Oltasız, serpme ağsız toplardık balıkları sodalı sulara çağıldayarak inen ırmaklarının ağzında. Pulları yapışırdı incili kefalin kaygan mı kaygan avuçlarımıza. Sazdan saptan sepetlere doldururduk karnında mermi gibi havyarını taşıyan canım balıkları. Rızık kapısı olurdu Bendimahi… Suları gümüş deltalarda bereket fışkırırdı.

Sonra çok uzaklardan geldiler. Karadeniz’den yükledikleri tekne ve motorlarıyla işinin ehli balıkçılar. Rast gele dediler açılıp Bahri Van’a, Van Gölü’ne… Torlarındaki gölün hasadı incili kefalle doyurdular Anadolu’yu.

Dediler ki bu balık başka balık… Yurdu yüksek deniz Van Gölü… Duru tatlı sularla sodalı gölde buluşur tenleri. Balık uçar mı? Uçar Van balığı… Tekmil yumurtalarını uçarak bırakır.

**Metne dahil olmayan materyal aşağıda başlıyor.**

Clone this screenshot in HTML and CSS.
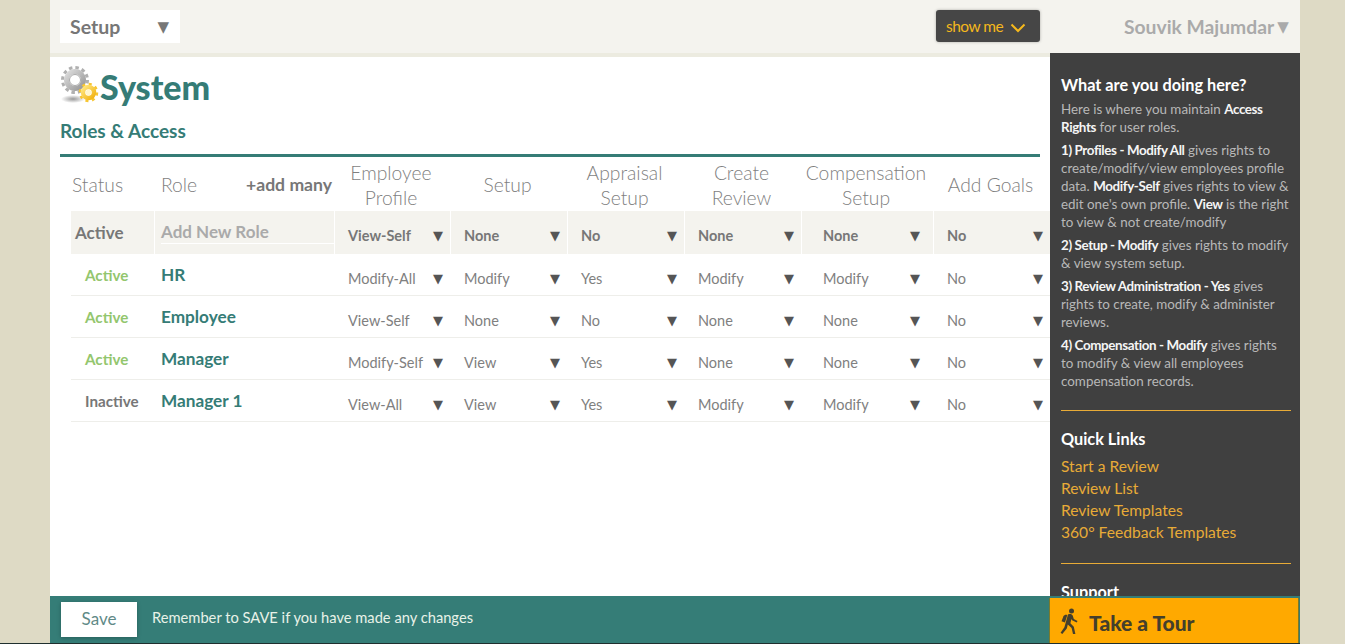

Her sabah iki atın çektiği yaylılarda seslenir kara yağız balıkçı:

“Balıkçı! Balıkçı!”

Kimi tane hesabı satar, kimi terazi kefesi dolusu. Dizilir tandırların kenarına… Dizilir tenekeler üzerine. Hani yanına bir de ayran aşı pişti mi… Değme Halil İbrahim sofralarına taş çıkartır.

Olur ya! Kardır kıştır yüz vermezse balıkçının toruna Van balığı. Baharın en deli aylarında tuzlanır salamura edilir tenekeler içinde. Tıpkı otlu peynirin toprağa gömülü küpleri gibi zemheri kışta çıkarılıp, közlenir nar gibi ateş yanan mangallarda.